O mesmo já utilizou um modelo semelhante em Madagáscar, Moçambique e Sudão, com resultados desastrosos. Em Moçambique, os combatentes do Grupo Wagner rapidamente demonstraram ser ineficazes, devido à falta de experiência cultural, habilidade da língua e experiência de combate necessárias para realizar, de forma eficaz, a guerra contra os insurgentes. Depois da perda de 7 mercenários do Grupo Wagner vítimas de emboscadas e operações malfeitas, decidiu-se por retirar rapidamente o grupo da região.
Observadores afirmam que é muito provável que esse padrão se repita no Mali.
“Os malianos estão compreensivelmente fatigados pela constante instabilidade e podem ser tentados pela miragem de 1.000 mercenários a trazerem estabilidade,” escreveram Joseph Siegle e Daniel Eizenga, do Centro de Estudos Estratégicos de África. “Infelizmente, a estabilidade não é o que o Grupo Wagner trouxe — na Líbia, RCA, Moçambique ou Ucrânia.”

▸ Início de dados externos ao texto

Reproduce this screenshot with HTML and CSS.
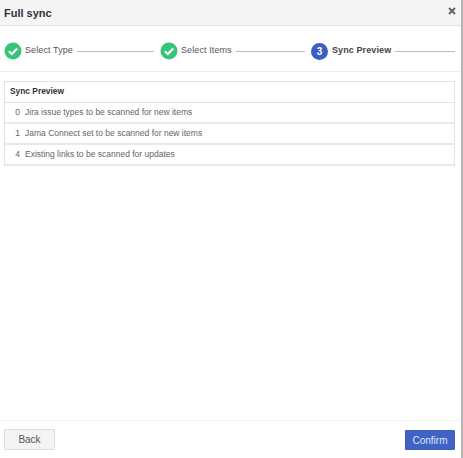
FILE: index.html
```html
<!DOCTYPE html>
<html lang="en">
<head>
    <meta charset="UTF-8">
    <title>Full sync</title>
    <link rel="stylesheet" href="styles.css">
</head>
<body>
    <div class="dialog">
        <div class="dialog-header">
            <h1 class="dialog-title">Full sync</h1>
            <svg class="close-icon" width="8" height="8" viewBox="0 0 8 8">
                <path d="M1 1 L7 7 M7 1 L1 7" stroke="#666" stroke-width="2" fill="none"/>
            </svg>
        </div>

        <div class="steps">
            <div class="step step-one">
                <svg class="check-icon" width="18" height="18" viewBox="0 0 18 18">
                    <circle cx="9" cy="9" r="8.5" fill="#36c578"/>
                    <path d="M4.8 9.2 L7.8 12 L13.2 6.4" stroke="#fff" stroke-width="2.2" fill="none"/>
                </svg>
                <span class="step-label">Select Type</span>
                <span class="step-line"></span>
            </div>
            <div class="step step-two">
                <svg class="check-icon" width="18" height="18" viewBox="0 0 18 18">
                    <circle cx="9" cy="9" r="8.5" fill="#36c578"/>
                    <path d="M4.8 9.2 L7.8 12 L13.2 6.4" stroke="#fff" stroke-width="2.2" fill="none"/>
                </svg>
                <span class="step-label">Select Items</span>
                <span class="step-line"></span>
            </div>
            <div class="step step-three">
                <span class="step-number">3</span>
                <span class="step-label step-active">Sync Preview</span>
                <span class="step-line"></span>
            </div>
        </div>

        <div class="dialog-body">
            <div class="preview-table">
                <div class="preview-head">Sync Preview</div>
                <div class="preview-row"><span class="count">0</span>Jira issue types to be scanned for new items</div>
                <div class="preview-row"><span class="count">1</span>Jama Connect set to be scanned for new items</div>
                <div class="preview-row"><span class="count">4</span>Existing links to be scanned for updates</div>
            </div>
        </div>

        <div class="dialog-footer">
            <button class="btn btn-back">Back</button>
            <button class="btn btn-confirm">Confirm</button>
        </div>
    </div>
</body>
</html>
```

FILE: styles.css
```css
html, body {
    margin: 0;
    height: 100%;
    background-color: #fff;
}

body {
    font-family: "Liberation Sans", Arial, sans-serif;
    font-size: 9px;
    color: #555;
    overflow: hidden;
}

.dialog {
    width: 461px;
    height: 458px;
    border-right: 2px solid #b5b5b5;
    display: flex;
    flex-direction: column;
    background-color: #fff;
}

.dialog-header {
    height: 25px;
    flex-shrink: 0;
    background-color: #f5f5f5;
    border-bottom: 1px solid #e2e2e2;
    display: flex;
    align-items: center;
    justify-content: space-between;
    padding: 0 5px 0 4px;
}

.dialog-title {
    margin: 0;
    font-size: 11px;
    font-weight: bold;
    color: #333;
}

.close-icon {
    margin-bottom: 4px;
}

.steps {
    height: 46px;
    box-sizing: border-box;
    flex-shrink: 0;
    border-bottom: 1px solid #eee;
    display: flex;
    align-items: center;
    padding: 5px 6px 0 4px;
}

.step {
    display: flex;
    align-items: center;
}

.step-one {
    width: 156px;
}

.step-two {
    width: 151px;
}

.step-three {
    flex: 1;
}

.step-label {
    margin-left: 3px;
    white-space: nowrap;
    letter-spacing: 0.1px;
    position: relative;
    top: -1px;
}

.step-active {
    margin-left: 4px;
    font-weight: bold;
    color: #444;
}

.step-line {
    flex: 1;
    height: 1px;
    background-color: #bbb;
    margin: 0 0 0 4px;
}

.step-one .step-line,
.step-two .step-line {
    margin-right: 6px;
}

.step-number {
    width: 17px;
    height: 17px;
    border-radius: 50%;
    background-color: #3a5fc0;
    color: #fff;
    font-size: 10px;
    font-weight: bold;
    display: flex;
    align-items: center;
    justify-content: center;
}

.dialog-body {
    flex: 1;
    padding: 9px 6px 0 4px;
}

.preview-table {
    border: 1px solid #e3e3e8;
    border-bottom: none;
}

.preview-head {
    height: 20px;
    line-height: 19px;
    padding-left: 5px;
    font-weight: bold;
    font-size: 8.4px;
    color: #333;
    border-bottom: 1px solid #e3e3e8;
}

.preview-row {
    height: 19px;
    line-height: 18px;
    font-size: 8.5px;
    color: #666;
    border-bottom: 2px solid #e8e8ee;
}

.count {
    display: inline-block;
    width: 20px;
    padding-right: 5px;
    box-sizing: border-box;
    text-align: right;
}

.dialog-footer {
    height: 38px;
    box-sizing: border-box;
    flex-shrink: 0;
    border-top: 1px solid #f3f3f3;
    display: flex;
    justify-content: space-between;
    align-items: flex-start;
    padding: 8px 6px 0 4px;
}

.btn {
    font-family: inherit;
    font-size: 10px;
    border-radius: 1px;
    padding: 0;
    height: 21px;
}

.btn-back {
    width: 51px;
    background-color: #f4f4f4;
    border: 1px solid #ddd;
    color: #555;
}

.btn-confirm {
    width: 50px;
    margin-top: 1px;
    height: 20px;
    background-color: #3f62c4;
    border: 1px solid #3a5cba;
    color: #dfe6fa;
}
```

No Mali, não houve protestos públicos, mas a opinião política em relação à possibilidade de intervenção do Grupo Wagner encontra-se dividida.
De acordo com Boubacar Haidara, um professor da Universidade de Ségou, Mali, muitos líderes políticos da oposição e grupos da sociedade civil no país estão preocupados com a possibilidade de um acordo com o Grupo Wagner.

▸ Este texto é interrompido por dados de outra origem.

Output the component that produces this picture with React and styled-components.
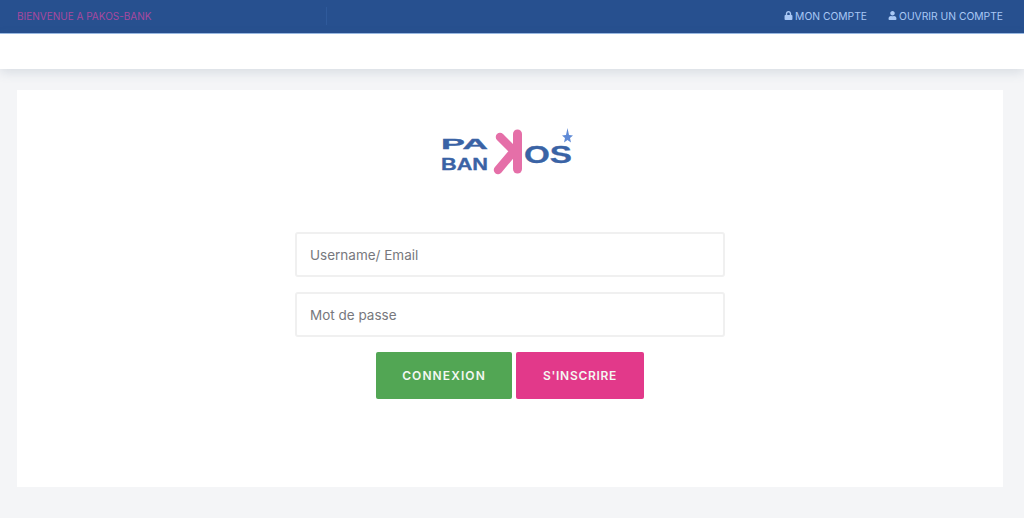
import styled, { createGlobalStyle } from 'styled-components';
import { FaLock, FaUser } from 'react-icons/fa';

const GlobalStyle = createGlobalStyle`
  body {
    margin: 0;
    background-color: #f4f5f7;
    font-family: Inter, "Open Sans", sans-serif;
  }
`;

function Logo() {
  return (
    <LogoSvg viewBox='0 0 135 48' width='135' height='48' role='img' aria-label='Pakos Bank'>
      <g fill='#3a63a5' stroke='#3a63a5' strokeWidth='0.3' fontFamily='"Liberation Sans", sans-serif' fontWeight='700'>
        <text x='1' y='21' fontSize='15' textLength='47' lengthAdjust='spacingAndGlyphs'>PA</text>
        <text x='1' y='42' fontSize='16' textLength='47' lengthAdjust='spacingAndGlyphs'>BAN</text>
        <text x='84' y='35' fontSize='23' textLength='48' lengthAdjust='spacingAndGlyphs'>OS</text>
      </g>
      <g stroke='#e56fa8' fill='none' strokeLinecap='round'>
        <path d='M60 9l14 14L58 42' strokeWidth='8.500' strokeLinejoin='round' />
        <path d='M77.500 6v35' strokeWidth='9' />
      </g>
      <path d='M127.500 0l1.500 7 4 .5-3 2.600 1 4.400-3.500-2.500-3.500 2.500 1-4.400-3-2.600 4-.5z' fill='#5f8ad6' />
    </LogoSvg>
  );
}

export default function App() {
  return (
    <>
      <GlobalStyle />
      <TopBar>
        <Welcome>BIENVENUE A PAKOS-BANK</Welcome>
        <TopDivider />
        <TopLinks>
          <TopLink href='#'>
            <FaLock size={9} />
            MON COMPTE
          </TopLink>
          <TopLink href='#'>
            <FaUser size={9} />
            OUVRIR UN COMPTE
          </TopLink>
        </TopLinks>
      </TopBar>
      <NavBar />
      <Main>
        <Card>
          <Logo />
          <Form>
            <Field placeholder='Username/ Email' />
            <Field placeholder='Mot de passe' type='password' />
            <Buttons>
              <ActionButton type='button' $bg='#52a654' $width={136} $spacing={1.1}>
                CONNEXION
              </ActionButton>
              <ActionButton type='button' $bg='#e2398a' $width={128} $spacing={0.7}>
                S&apos;INSCRIRE
              </ActionButton>
            </Buttons>
          </Form>
        </Card>
      </Main>
    </>
  );
}

const TopBar = styled.header`
  display: flex;
  align-items: center;
  height: 31px;
  padding: 0 21px 2px 17px;
  background-color: #27508f;
  border-bottom: 1px solid #9dbde6;
`;

const Welcome = styled.span`
  width: 309px;
  color: #a8499f;
  font-size: 10px;
  white-space: nowrap;
`;

const TopDivider = styled.div`
  width: 1px;
  height: 18px;
  background-color: #2f5a9b;
`;

const TopLinks = styled.nav`
  display: flex;
  gap: 21px;
  margin-left: auto;
`;

const TopLink = styled.a`
  display: flex;
  align-items: center;
  gap: 2px;
  color: #a9c8f5;
  font-size: 10.300px;
  text-decoration: none;
  white-space: nowrap;
`;

const NavBar = styled.div`
  height: 35px;
  background-color: #fff;
  box-shadow: 0 3px 12px rgba(80, 100, 130, 0.18);
`;

const Main = styled.main`
  padding: 21px 21px 31px 17px;
`;

const Card = styled.section`
  display: flex;
  flex-direction: column;
  align-items: center;
  height: 397px;
  padding-top: 38px;
  box-sizing: border-box;
  background-color: #fff;
`;

const LogoSvg = styled.svg`
  display: block;
  margin-right: 5px;
`;

const Form = styled.form`
  display: flex;
  flex-direction: column;
  align-items: center;
  gap: 15px;
  width: 430px;
  margin-top: 56px;
`;

const Field = styled.input`
  width: 100%;
  height: 45px;
  padding: 0 13px;
  box-sizing: border-box;
  background-color: #fff;
  border: 2px solid #f0f0f0;
  border-radius: 3px;
  font-family: inherit;
  font-size: 13.500px;
  outline: none;

  &::placeholder {
    color: #77787d;
    opacity: 1;
  }
`;

const Buttons = styled.div`
  display: flex;
  gap: 4px;
`;

const ActionButton = styled.button`
  width: ${(props) => props.$width}px;
  height: 47px;
  padding: 0;
  border: none;
  border-radius: 2px;
  background-color: ${(props) => props.$bg};
  color: #f4f7f2;
  font-family: inherit;
  font-size: 12px;
  font-weight: 600;
  letter-spacing: ${(props) => props.$spacing}px;
`;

“Não existem melhorias em termos de segurança, muito pelo contrário,” Haidara disse à revista World Politics Review.
Entre aqueles que se opõem ao envolvimento do Grupo Wagner encontra-se a Coordenação dos Movimentos de Azawad, uma associação de antigos rebeldes árabes e Tuaregues do norte do Mali. O grupo disse que a abertura do governo para com os russos ameaça o acordo de paz de 2015 de Mali.

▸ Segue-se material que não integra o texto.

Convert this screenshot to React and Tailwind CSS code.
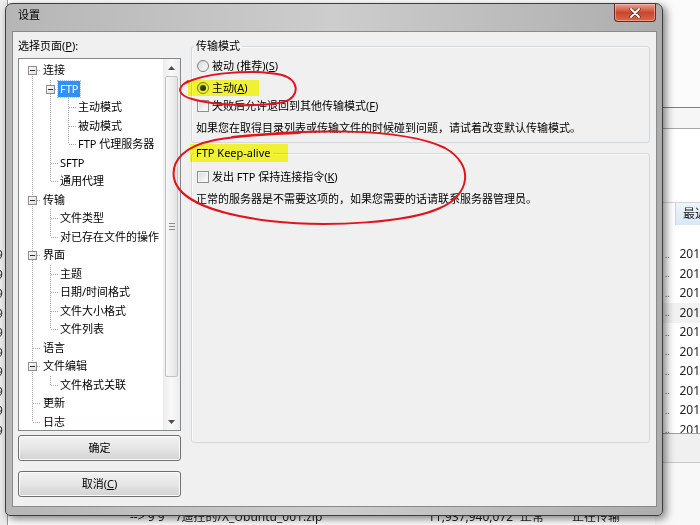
import React from 'react';

const tree = [
  { t: '连接', l: 0, box: true },
  { t: 'FTP', l: 1, box: true, sel: true },
  { t: '主动模式', l: 2 },
  { t: '被动模式', l: 2 },
  { t: 'FTP 代理服务器', l: 2 },
  { t: 'SFTP', l: 1 },
  { t: '通用代理', l: 1 },
  { t: '传输', l: 0, box: true },
  { t: '文件类型', l: 1 },
  { t: '对已存在文件的操作', l: 1 },
  { t: '界面', l: 0, box: true },
  { t: '主题', l: 1 },
  { t: '日期/时间格式', l: 1 },
  { t: '文件大小格式', l: 1 },
  { t: '文件列表', l: 1 },
  { t: '语言', l: 0 },
  { t: '文件编辑', l: 0, box: true },
  { t: '文件格式关联', l: 1 },
  { t: '更新', l: 0 },
  { t: '日志', l: 0 },
];

const LX = [13, 31, 49];
const cy = (i) => Math.round(11.25 + 18.5 * i);
const rowTop = (i) => Math.round(2 + 18.5 * i);

function TreeLines() {
  const lines = [];
  const boxes = [];
  const roots = tree.map((n, i) => (n.l === 0 ? i : -1)).filter((i) => i >= 0);
  lines.push(
    <line key="rv" x1={LX[0] + 0.5} y1={cy(roots[0])} x2={LX[0] + 0.5} y2={cy(roots[roots.length - 1])} />
  );
  tree.forEach((n, i) => {
    lines.push(<line key={'t' + i} x1={LX[n.l] + 0.5} y1={cy(i) + 0.5} x2={LX[n.l] + 8} y2={cy(i) + 0.5} />);
    const kids = [];
    for (let j = i + 1; j < tree.length && tree[j].l > n.l; j++) if (tree[j].l === n.l + 1) kids.push(j);
    if (kids.length)
      lines.push(
        <line key={'v' + i} x1={LX[n.l + 1] + 0.5} y1={rowTop(kids[0])} x2={LX[n.l + 1] + 0.5} y2={cy(kids[kids.length - 1])} />
      );
    if (n.box) {
      const x = LX[n.l];
      const c = cy(i);
      boxes.push(
        <g key={'b' + i}>
          <rect x={x - 4 + 0.5} y={c - 4 + 0.5} width={8} height={8} fill="url(#bx)" stroke="#8e8e8e" />
          <line x1={x - 2} y1={c + 0.5} x2={x + 3} y2={c + 0.5} stroke="#2b2b2b" />
        </g>
      );
    }
  });
  return (
    <svg className="absolute left-0 top-0" width="144" height="371" shapeRendering="crispEdges">
      <defs>
        <linearGradient id="bx" x1="0" y1="0" x2="1" y2="1">
          <stop offset="0" stopColor="#ffffff" />
          <stop offset="1" stopColor="#dcdcdc" />
        </linearGradient>
      </defs>
      <g stroke="#a5a5a5" strokeDasharray="1 1">{lines}</g>
      {boxes}
    </svg>
  );
}

function Arrow({ down }) {
  return (
    <svg width="7" height="4" viewBox="0 0 7 4">
      {down ? <path d="M0 0 H7 L3.5 4 Z" fill="#4d4d4d" /> : <path d="M0 4 H7 L3.5 0 Z" fill="#4d4d4d" />}
    </svg>
  );
}

function Tree() {
  return (
    <div className="flex h-[373px] border border-[#828790] bg-white">
      <div className="relative flex-1 overflow-hidden pt-[2px]">
        <TreeLines />
        {tree.map((n, i) => (
          <div
            key={i}
            className={
              'relative flex h-[18.5px] items-center whitespace-nowrap ' +
              (n.l === 0 ? 'pl-[22px]' : n.l === 1 ? 'pl-[39px]' : 'pl-[57px]')
            }
          >
            <span
              className={
                'px-[2px] h-[16px] leading-[16px] ' +
                (n.sel ? 'bg-[#3390f0] text-white outline outline-1 outline-dotted outline-[#9cc8f8]' : 'text-black')
              }
            >
              {n.t}
            </span>
          </div>
        ))}
      </div>
      <div className="flex w-[17px] flex-col bg-gradient-to-r from-[#ececec] via-[#f9f9f9] to-[#ececec]">
        <div className="flex h-[17px] items-center justify-center">
          <Arrow />
        </div>
        <div className="flex-1 px-[2px]">
          <div className="flex h-[301px] flex-col items-center justify-center gap-[2px] rounded-[2px] border border-[#c2c2c2] bg-gradient-to-r from-[#f7f7f7] via-[#efefef] to-[#e4e4e4]">
            <div className="h-px w-[6px] bg-[#8c8c8c]" />
            <div className="h-px w-[6px] bg-[#8c8c8c]" />
            <div className="h-px w-[6px] bg-[#8c8c8c]" />
          </div>
        </div>
        <div className="flex h-[17px] items-center justify-center">
          <Arrow down />
        </div>
      </div>
    </div>
  );
}

function Btn({ children, className = '' }) {
  return (
    <div
      className={
        'flex h-[26px] items-center justify-center rounded-[3px] border border-[#707070] bg-gradient-to-b from-[#f3f3f3] via-[#e6e6e6] to-[#d3d3d3] leading-[14px] text-black shadow-[inset_0_0_0_1px_#fbfbfb] ' +
        className
      }
    >
      {children}
    </div>
  );
}

function Radio({ checked }) {
  return (
    <div className="flex h-[12px] w-[12px] items-center justify-center rounded-full border border-[#7f7f7f] bg-gradient-to-br from-[#d8d8d8] to-[#ffffff]">
      {checked && <div className="h-[6px] w-[6px] rounded-full bg-gradient-to-br from-[#3e5a3e] to-[#1b2a1b]" />}
    </div>
  );
}

function Check() {
  return (
    <div className="h-[12px] w-[12px] border border-[#8f8f8f] bg-gradient-to-br from-[#dadada] to-[#ffffff] shadow-[inset_0_0_0_1px_#f4f4f4]" />
  );
}

function U({ children }) {
  return <span className="underline underline-offset-[1px]">{children}</span>;
}

function Client() {
  return (
    <div className="flex flex-1 border border-[#8a8a8a] bg-[#f0f0f0] pl-[5px] pt-[6px]">
      <div className="flex w-[163px] flex-col">
        <div className="h-[20px] pt-[1px] leading-[13px]">
          选择页面(<U>P</U>):
        </div>
        <Tree />
        <Btn className="mt-[4px]">确定</Btn>
        <Btn className="mt-[10px]">
          <span>
            取消(<U>C</U>)
          </span>
        </Btn>
      </div>
      <div className="ml-[10px] flex w-[459px] flex-col">
        <fieldset className="rounded-[3px] border border-[#d2d8dc] pb-[5px] pl-[2px] shadow-[inset_1px_1px_0_#fafafa]">
          <legend className="h-[16px] px-[2px] leading-[16px]">传输模式</legend>
          <div className="mt-[3px] flex h-[18px] items-center gap-[3px] pl-[3px]">
            <Radio />
            <span>
              被动 (推荐)(<U>S</U>)
            </span>
          </div>
          <div className="mt-[4px] flex h-[18px] items-center gap-[3px] pl-[3px]">
            <Radio checked />
            <span>
              主动(<U>A</U>)
            </span>
          </div>
          <div className="flex h-[18px] items-center gap-[3px] pl-[3px]">
            <Check />
            <span>
              失败后允许退回到其他传输模式(<U>F</U>)
            </span>
          </div>
          <div className="mt-[4px] flex h-[18px] items-center pl-[2px]">
            如果您在取得目录列表或传输文件的时候碰到问题，请试着改变默认传输模式。
          </div>
        </fieldset>
        <fieldset className="mt-[2px] h-[298px] rounded-[3px] border border-[#d2d8dc] pl-[2px] shadow-[inset_1px_1px_0_#fafafa]">
          <legend className="h-[16px] px-[2px] leading-[16px]">FTP Keep-alive</legend>
          <div className="mt-[7px] flex h-[18px] items-center gap-[3px] pl-[3px]">
            <Check />
            <span>
              发出 FTP 保持连接指令(<U>K</U>)
            </span>
          </div>
          <div className="mt-[4px] flex h-[18px] items-center pl-[2px]">
            正常的服务器是不需要这项的，如果您需要的话请联系服务器管理员。
          </div>
        </fieldset>
      </div>
    </div>
  );
}

function Dialog() {
  return (
    <div className="absolute left-[5px] top-[3px] flex h-[513px] w-[658px] flex-col rounded-b-[5px] rounded-t-[7px] border border-[#3e3e3e] bg-gradient-to-r from-[#b6b6b6] via-[#cdcdcd] to-[#adadad] pb-[8px] pl-[6px] pr-[5px] shadow-[3px_3px_8px_rgba(0,0,0,0.5)]">
      <div className="flex h-[27px]">
        <div className="pl-[6px] pt-[4px] leading-[14px] text-black">设置</div>
        <div className="ml-auto mr-[1px] flex h-[18px] w-[42px] items-center justify-center rounded-b-[4px] border border-t-0 border-[#6a2a20] bg-gradient-to-b from-[#e9a493] via-[#c8462c] to-[#d9674c] shadow-[inset_0_0_0_1px_rgba(255,200,190,0.5)]">
          <svg width="12" height="10" viewBox="0 0 12 10">
            <path d="M2 1 L10 9 M10 1 L2 9" stroke="#5b2a22" strokeWidth="3.2" strokeLinecap="round" />
            <path d="M2 1 L10 9 M10 1 L2 9" stroke="#ffffff" strokeWidth="1.8" strokeLinecap="round" />
          </svg>
        </div>
      </div>
      <Client />
    </div>
  );
}

const rows = [0, 1, 2, 3, 4, 5, 6, 7, 8, 9];

function Background() {
  return (
    <div className="absolute inset-0">
      <div className="absolute left-0 top-0 flex h-full w-[8px] flex-col overflow-hidden border-r border-[#9a9a9a] bg-[#ececec]">
        <div className="h-[245px]" />
        {rows.map((r) => (
          <div key={r} className="-ml-[4px] h-[19.5px] text-[12px] leading-[19.5px] text-[#333]">
            9
          </div>
        ))}
      </div>
      <div className="absolute right-0 top-0 flex h-full w-[45px] flex-col text-[12px] text-[#222]">
        <div className="h-[107px] bg-[#fbfbfb]" />
        <div className="h-px bg-[#7f7f7f]" />
        <div className="h-[20px] bg-[#f6f6f6]" />
        <div className="h-px bg-[#a8a8a8]" />
        <div className="h-[73px] bg-white" />
        <div className="h-px bg-[#d5d5d5]" />
        <div className="flex h-[22px]">
          <div className="w-[20px] bg-white" />
          <div className="flex-1 overflow-hidden whitespace-nowrap border-l border-[#c6d6e6] bg-gradient-to-b from-[#eef5fc] to-[#d9e7f5] pl-[7px] leading-[22px]">最近</div>
        </div>
        <div className="h-[208px] overflow-hidden bg-white">
          <div className="h-[19.5px]" />
          {rows.map((r) => (
            <div key={r} className={'flex h-[19.5px] items-center ' + (r === 3 ? 'bg-[#f2f2f2]' : '')}>
              <span className="w-[20px] pl-[10px] text-[9px] text-[#555]">‥</span>
              <span className="pl-[8px]">201</span>
            </div>
          ))}
        </div>
        <div className="h-px bg-[#a0a0a0]" />
        <div className="h-[28px] bg-[#f0f0f0]" />
        <div className="h-px bg-[#c8c8c8]" />
        <div className="flex-1 bg-[#f8f8f8]" />
      </div>
      <div className="absolute left-0 top-[509px] flex h-[16px] w-full pl-[130px] text-[12px] leading-[16px] text-[#222]">
        <span className="w-[47px]">--&gt; 9 9</span>
        <span className="w-[251px]">/遥控的/X_Ubuntu_001.zip</span>
        <span className="w-[92px]">11,937,940,072</span>
        <span className="w-[52px]">正常</span>
        <span>正在传输</span>
      </div>
    </div>
  );
}

function Annotations() {
  return (
    <div className="pointer-events-none absolute inset-0">
      <div className="absolute left-[188px] top-[80px] h-[16px] w-[71px] bg-[#ffff38] mix-blend-multiply" />
      <div className="absolute left-[190px] top-[144px] h-[18px] w-[98px] bg-[#ffff38] mix-blend-multiply" />
      <svg className="absolute left-0 top-0" width="700" height="525" viewBox="0 0 700 525">
        <g fill="none" stroke="#e0141c" strokeWidth="2" strokeLinecap="round" strokeLinejoin="round">
          <path d="M184 84 C200 74, 250 68, 282 75 C300 80, 300 97, 284 102 C260 107, 215 106, 192 99 C178 95, 176 88, 188 81" />
          <path d="M232 137 C300 130, 400 126, 445 148 C475 165, 470 195, 440 208 C410 222, 330 228, 270 221 C215 214, 178 200, 174 178 C171 160, 185 146, 215 140 C240 136, 270 134, 300 133" />
        </g>
      </svg>
    </div>
  );
}

export default function App() {
  return (
    <div className="relative h-[525px] w-[700px] overflow-hidden bg-white font-['Noto_Sans','Noto_Sans_CJK_SC',sans-serif] text-[11px] text-black">
      <Background />
      <Dialog />
      <Annotations />
    </div>
  );
}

A decisão de Mali de envolver os mercenários do Grupo Wagner também foi alvo de críticas pelos membros da Comunidade Económica dos Estados da África Ocidental (CEDEAO). Em Setembro, a CEDEAO ameaçou impor sanções contra o governo de Goïta por não avançar em direcção ao governo civil no início deste ano.
O Ministro dos Negócios Estrangeiros do Chade, Cherif Mahamat Zene, também alertou contra a ideia de empregar o Grupo Wagner, notando que os combatentes deste grupo treinaram os rebeldes que mataram o presidente chadiano, Idriss Déby, em Abril.
Como membro da Convenção da UA sobre a Eliminação do Mercenarismo, que entrou em vigor em 1985, o Mali está proibido de empregar mercenários. O Grupo Wagner atribuiu os seus combatentes a designação de “conselheiros” para dar a volta à proibição do uso de mercenários no Mali.
Críticos afirmam que Goïta continua a desafiar a Constituição do Mali e os apelos da CEDEAO para a transição para a democracia. Na essência, uma liderança irresponsável está a contratar mercenários irresponsáveis.
“Os mercenários russos, embora dêem ao Kremlin a desejada possibilidade de negação caso as coisas não derem certo, são uma receita para o desastre,” escreveu a analista de assuntos internacionais, Hilda Nassozi Mukiibi, da revista ugandesa The Independente.